DATA PROVIDED:
# # # # # # #

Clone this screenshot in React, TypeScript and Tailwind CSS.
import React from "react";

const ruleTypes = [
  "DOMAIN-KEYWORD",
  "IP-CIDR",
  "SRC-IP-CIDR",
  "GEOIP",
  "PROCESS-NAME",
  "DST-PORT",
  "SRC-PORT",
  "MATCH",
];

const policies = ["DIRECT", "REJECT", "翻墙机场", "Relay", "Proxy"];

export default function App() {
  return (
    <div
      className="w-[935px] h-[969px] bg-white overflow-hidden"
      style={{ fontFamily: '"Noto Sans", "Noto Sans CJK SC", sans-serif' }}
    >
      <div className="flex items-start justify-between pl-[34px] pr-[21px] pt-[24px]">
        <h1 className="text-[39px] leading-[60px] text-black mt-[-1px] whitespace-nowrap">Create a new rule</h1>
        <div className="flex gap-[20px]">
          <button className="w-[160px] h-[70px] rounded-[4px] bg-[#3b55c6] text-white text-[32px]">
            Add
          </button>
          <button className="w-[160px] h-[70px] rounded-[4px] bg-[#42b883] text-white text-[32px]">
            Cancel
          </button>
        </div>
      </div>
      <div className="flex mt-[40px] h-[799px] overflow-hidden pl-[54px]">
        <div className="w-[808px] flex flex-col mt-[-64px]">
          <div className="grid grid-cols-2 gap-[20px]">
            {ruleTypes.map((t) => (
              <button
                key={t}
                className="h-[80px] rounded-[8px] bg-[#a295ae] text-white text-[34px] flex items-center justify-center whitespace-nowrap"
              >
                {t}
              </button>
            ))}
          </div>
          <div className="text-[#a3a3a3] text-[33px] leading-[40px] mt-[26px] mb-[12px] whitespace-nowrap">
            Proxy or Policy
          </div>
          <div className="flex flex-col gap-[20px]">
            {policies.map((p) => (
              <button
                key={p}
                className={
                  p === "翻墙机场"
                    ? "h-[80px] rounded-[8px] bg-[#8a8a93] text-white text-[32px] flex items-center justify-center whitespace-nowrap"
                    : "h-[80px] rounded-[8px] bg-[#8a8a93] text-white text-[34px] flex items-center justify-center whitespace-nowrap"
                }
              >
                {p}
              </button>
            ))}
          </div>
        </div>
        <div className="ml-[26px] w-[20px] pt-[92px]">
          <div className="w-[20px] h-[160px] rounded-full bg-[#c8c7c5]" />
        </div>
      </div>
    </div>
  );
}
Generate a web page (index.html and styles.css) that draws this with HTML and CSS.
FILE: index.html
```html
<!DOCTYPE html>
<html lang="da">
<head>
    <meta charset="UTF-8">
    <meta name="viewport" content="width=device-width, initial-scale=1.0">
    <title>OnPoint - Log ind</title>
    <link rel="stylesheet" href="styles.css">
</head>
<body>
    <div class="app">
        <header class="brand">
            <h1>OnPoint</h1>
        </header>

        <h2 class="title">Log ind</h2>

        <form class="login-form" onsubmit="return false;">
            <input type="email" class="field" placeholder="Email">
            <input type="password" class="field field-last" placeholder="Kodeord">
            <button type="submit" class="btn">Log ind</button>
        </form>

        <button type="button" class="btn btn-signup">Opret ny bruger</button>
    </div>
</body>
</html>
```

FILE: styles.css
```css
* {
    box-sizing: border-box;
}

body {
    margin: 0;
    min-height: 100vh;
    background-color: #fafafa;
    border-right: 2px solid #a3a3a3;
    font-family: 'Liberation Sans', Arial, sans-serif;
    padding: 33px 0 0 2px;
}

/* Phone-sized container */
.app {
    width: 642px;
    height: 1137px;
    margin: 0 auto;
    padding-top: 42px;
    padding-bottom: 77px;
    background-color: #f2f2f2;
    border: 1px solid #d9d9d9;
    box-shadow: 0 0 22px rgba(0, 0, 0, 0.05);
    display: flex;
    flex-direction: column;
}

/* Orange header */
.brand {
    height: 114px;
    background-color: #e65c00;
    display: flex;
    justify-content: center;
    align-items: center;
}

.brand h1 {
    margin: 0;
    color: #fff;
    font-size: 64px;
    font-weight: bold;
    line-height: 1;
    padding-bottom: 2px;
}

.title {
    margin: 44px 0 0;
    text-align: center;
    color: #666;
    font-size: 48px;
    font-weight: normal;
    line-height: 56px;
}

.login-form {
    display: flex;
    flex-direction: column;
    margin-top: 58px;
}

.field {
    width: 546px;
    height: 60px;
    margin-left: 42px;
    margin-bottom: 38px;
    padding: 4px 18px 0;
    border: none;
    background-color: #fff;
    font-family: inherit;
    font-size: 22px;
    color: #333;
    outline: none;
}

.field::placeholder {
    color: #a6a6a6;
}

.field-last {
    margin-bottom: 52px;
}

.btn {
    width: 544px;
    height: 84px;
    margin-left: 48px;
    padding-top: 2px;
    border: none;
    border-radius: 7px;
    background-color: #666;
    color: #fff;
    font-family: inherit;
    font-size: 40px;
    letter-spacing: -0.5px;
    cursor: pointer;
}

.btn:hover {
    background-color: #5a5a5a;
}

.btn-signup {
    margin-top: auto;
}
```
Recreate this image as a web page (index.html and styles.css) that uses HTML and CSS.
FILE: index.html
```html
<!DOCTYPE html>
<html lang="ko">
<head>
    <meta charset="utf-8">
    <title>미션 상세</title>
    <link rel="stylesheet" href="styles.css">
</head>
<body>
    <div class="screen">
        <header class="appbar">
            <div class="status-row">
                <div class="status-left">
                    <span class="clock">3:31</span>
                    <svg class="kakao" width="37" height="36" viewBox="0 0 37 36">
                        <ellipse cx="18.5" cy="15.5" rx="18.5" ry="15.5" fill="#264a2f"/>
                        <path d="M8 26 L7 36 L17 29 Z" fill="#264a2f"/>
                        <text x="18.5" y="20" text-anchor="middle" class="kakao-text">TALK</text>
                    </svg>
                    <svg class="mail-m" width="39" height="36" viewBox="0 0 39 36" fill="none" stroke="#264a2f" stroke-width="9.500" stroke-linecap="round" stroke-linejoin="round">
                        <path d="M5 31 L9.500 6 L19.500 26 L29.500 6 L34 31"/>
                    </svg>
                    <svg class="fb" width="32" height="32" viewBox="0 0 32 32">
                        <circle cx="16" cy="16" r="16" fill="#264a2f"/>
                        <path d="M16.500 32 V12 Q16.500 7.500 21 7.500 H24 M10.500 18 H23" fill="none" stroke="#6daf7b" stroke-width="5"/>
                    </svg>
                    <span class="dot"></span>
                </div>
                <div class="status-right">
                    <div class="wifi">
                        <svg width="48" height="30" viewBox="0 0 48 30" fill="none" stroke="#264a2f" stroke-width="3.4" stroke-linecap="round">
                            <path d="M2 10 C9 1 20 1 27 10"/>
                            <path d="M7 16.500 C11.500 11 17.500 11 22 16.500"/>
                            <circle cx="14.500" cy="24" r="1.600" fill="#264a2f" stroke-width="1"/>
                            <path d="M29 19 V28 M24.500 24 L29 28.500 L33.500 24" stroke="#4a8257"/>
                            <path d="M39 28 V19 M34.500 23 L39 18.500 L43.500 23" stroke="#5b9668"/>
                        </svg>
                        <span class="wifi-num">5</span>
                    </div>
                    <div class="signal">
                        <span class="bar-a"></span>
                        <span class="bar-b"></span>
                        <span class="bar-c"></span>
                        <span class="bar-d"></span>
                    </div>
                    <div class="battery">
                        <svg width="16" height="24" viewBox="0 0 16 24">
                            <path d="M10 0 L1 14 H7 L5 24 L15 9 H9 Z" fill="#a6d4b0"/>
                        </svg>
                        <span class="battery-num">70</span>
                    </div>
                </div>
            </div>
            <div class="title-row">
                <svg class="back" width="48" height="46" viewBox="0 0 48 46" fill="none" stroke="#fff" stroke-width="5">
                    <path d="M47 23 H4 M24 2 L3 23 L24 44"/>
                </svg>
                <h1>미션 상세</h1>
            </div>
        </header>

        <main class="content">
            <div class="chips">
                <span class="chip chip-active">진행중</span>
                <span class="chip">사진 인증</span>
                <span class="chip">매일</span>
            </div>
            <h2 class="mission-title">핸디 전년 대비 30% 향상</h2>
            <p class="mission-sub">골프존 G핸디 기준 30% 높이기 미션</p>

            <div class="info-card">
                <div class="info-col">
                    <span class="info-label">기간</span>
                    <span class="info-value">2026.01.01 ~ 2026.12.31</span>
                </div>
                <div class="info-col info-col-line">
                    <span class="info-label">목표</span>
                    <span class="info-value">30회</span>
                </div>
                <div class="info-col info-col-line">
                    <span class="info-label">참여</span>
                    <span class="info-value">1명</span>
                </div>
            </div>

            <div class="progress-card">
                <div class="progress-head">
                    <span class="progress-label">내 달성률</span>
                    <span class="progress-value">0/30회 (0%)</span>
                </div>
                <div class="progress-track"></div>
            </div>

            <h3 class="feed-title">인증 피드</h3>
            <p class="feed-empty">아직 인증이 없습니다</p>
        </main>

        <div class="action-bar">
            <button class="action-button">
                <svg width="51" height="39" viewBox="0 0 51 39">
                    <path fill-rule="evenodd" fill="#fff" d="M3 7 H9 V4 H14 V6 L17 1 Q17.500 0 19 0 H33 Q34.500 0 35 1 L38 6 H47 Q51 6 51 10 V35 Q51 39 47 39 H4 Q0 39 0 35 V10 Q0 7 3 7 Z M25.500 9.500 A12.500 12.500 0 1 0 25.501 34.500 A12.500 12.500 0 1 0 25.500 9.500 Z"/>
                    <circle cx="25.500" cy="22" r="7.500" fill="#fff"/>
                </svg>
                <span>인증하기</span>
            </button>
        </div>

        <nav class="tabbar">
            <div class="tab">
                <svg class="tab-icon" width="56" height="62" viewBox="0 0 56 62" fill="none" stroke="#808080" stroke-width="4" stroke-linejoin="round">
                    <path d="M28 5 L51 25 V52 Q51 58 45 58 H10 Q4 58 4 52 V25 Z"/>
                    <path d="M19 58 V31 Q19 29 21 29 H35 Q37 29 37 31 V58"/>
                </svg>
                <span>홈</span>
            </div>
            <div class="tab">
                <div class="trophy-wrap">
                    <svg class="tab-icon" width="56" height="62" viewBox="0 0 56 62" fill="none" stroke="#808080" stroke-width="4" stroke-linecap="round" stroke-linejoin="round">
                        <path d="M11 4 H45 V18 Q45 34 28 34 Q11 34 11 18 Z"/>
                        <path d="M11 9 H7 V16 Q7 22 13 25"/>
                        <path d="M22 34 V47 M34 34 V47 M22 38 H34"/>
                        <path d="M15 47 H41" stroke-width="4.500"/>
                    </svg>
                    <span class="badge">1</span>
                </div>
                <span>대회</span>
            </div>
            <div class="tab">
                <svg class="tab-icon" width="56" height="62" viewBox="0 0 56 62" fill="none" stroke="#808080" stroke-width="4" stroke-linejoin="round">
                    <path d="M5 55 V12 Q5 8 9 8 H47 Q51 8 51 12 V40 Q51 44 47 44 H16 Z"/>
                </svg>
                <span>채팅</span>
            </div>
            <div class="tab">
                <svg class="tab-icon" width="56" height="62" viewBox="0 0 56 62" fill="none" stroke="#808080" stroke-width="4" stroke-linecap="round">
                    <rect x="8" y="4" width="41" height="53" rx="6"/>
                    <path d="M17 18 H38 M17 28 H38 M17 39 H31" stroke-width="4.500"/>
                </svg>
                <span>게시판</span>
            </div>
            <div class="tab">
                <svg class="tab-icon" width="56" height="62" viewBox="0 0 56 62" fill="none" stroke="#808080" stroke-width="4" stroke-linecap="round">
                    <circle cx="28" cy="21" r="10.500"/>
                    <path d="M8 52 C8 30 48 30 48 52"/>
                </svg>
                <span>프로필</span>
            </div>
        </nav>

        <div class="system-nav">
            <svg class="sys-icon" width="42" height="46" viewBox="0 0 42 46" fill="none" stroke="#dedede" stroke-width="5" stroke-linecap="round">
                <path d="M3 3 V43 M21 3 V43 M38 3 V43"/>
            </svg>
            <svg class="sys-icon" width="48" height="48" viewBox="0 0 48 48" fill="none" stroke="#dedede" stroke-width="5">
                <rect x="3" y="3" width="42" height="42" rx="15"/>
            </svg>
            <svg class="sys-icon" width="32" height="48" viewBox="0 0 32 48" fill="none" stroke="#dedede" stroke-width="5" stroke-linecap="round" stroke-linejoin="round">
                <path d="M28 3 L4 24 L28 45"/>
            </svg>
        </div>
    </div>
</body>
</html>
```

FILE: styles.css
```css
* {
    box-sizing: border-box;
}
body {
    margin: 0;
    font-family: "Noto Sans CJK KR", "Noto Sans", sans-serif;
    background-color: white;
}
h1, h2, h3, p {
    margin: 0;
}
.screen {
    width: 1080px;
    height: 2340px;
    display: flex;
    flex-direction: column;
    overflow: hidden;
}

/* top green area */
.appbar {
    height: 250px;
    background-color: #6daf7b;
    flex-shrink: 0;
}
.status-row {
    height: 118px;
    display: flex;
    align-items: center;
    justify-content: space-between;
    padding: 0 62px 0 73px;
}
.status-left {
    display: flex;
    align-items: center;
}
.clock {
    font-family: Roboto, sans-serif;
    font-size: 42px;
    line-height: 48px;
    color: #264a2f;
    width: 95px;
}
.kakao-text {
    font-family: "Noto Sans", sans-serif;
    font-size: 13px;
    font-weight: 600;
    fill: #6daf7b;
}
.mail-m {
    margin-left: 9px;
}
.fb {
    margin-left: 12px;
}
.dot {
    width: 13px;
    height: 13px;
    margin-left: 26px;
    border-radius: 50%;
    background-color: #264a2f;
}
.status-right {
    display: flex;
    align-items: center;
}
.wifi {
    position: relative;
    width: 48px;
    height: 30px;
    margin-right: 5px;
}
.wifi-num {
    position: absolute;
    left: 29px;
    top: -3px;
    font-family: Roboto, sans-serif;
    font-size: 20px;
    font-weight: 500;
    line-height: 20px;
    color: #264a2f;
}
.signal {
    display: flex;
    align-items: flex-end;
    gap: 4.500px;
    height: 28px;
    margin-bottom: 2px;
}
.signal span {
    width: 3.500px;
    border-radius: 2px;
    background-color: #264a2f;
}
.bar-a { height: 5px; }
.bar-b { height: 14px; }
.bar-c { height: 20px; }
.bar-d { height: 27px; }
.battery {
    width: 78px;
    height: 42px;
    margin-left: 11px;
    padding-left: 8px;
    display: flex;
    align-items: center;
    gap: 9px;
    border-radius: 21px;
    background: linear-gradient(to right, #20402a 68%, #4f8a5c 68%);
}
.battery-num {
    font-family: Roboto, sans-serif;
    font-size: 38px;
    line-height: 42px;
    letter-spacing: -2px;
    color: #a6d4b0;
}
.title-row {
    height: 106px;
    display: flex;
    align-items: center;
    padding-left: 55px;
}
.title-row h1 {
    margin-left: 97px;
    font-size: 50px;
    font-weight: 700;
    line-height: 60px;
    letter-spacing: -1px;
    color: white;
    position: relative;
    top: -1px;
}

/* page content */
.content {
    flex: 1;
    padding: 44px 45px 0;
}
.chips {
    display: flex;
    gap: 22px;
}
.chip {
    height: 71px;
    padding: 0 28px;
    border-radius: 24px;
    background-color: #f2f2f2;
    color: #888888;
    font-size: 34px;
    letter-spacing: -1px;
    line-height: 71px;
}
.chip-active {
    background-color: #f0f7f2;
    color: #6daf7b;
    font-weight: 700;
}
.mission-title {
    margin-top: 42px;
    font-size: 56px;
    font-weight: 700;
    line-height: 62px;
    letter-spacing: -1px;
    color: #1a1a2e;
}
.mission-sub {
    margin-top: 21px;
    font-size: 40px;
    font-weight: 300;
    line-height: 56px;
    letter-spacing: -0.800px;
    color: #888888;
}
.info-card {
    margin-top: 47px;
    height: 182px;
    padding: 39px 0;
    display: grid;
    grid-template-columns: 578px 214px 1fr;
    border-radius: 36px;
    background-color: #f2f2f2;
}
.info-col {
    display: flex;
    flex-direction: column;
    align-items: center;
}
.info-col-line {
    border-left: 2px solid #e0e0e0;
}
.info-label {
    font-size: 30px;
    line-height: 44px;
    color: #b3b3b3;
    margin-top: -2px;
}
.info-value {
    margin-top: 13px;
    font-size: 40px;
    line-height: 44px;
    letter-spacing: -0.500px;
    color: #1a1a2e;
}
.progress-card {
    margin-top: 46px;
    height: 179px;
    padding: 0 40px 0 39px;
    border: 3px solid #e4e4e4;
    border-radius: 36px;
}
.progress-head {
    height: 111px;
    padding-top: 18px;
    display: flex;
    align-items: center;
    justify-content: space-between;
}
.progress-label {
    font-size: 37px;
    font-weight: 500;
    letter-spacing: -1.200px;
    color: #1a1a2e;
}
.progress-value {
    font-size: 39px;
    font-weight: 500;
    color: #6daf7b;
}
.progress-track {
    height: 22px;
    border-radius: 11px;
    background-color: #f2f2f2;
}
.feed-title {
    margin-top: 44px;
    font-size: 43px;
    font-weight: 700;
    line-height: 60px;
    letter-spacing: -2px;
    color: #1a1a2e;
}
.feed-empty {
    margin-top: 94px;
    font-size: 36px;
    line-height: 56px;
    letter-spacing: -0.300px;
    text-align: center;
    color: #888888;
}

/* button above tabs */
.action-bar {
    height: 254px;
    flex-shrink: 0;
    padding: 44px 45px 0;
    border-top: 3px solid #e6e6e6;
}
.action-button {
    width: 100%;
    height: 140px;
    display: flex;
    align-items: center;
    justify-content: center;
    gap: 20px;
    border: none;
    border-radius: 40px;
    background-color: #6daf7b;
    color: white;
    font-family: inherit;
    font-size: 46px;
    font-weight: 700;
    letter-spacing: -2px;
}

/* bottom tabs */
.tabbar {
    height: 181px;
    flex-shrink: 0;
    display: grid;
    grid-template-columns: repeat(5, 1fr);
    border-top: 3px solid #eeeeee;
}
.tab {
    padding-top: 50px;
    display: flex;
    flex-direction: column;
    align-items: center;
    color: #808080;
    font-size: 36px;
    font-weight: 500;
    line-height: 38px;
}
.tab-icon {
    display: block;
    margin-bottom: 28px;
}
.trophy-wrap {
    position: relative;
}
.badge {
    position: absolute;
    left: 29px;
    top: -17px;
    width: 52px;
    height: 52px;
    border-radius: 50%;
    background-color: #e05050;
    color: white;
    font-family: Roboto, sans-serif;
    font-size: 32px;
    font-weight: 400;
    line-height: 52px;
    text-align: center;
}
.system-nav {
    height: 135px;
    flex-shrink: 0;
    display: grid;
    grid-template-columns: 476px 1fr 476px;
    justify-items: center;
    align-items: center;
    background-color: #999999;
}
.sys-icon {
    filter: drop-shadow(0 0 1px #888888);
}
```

# # # # # # #

REQUIREMENT: Gather up every line from the listing above in which the word "this" occurs.

COMPLETE RESPONSE:
Clone this screenshot in React, TypeScript and Tailwind CSS.
Generate a web page (index.html and styles.css) that draws this with HTML and CSS.
Recreate this image as a web page (index.html and styles.css) that uses HTML and CSS.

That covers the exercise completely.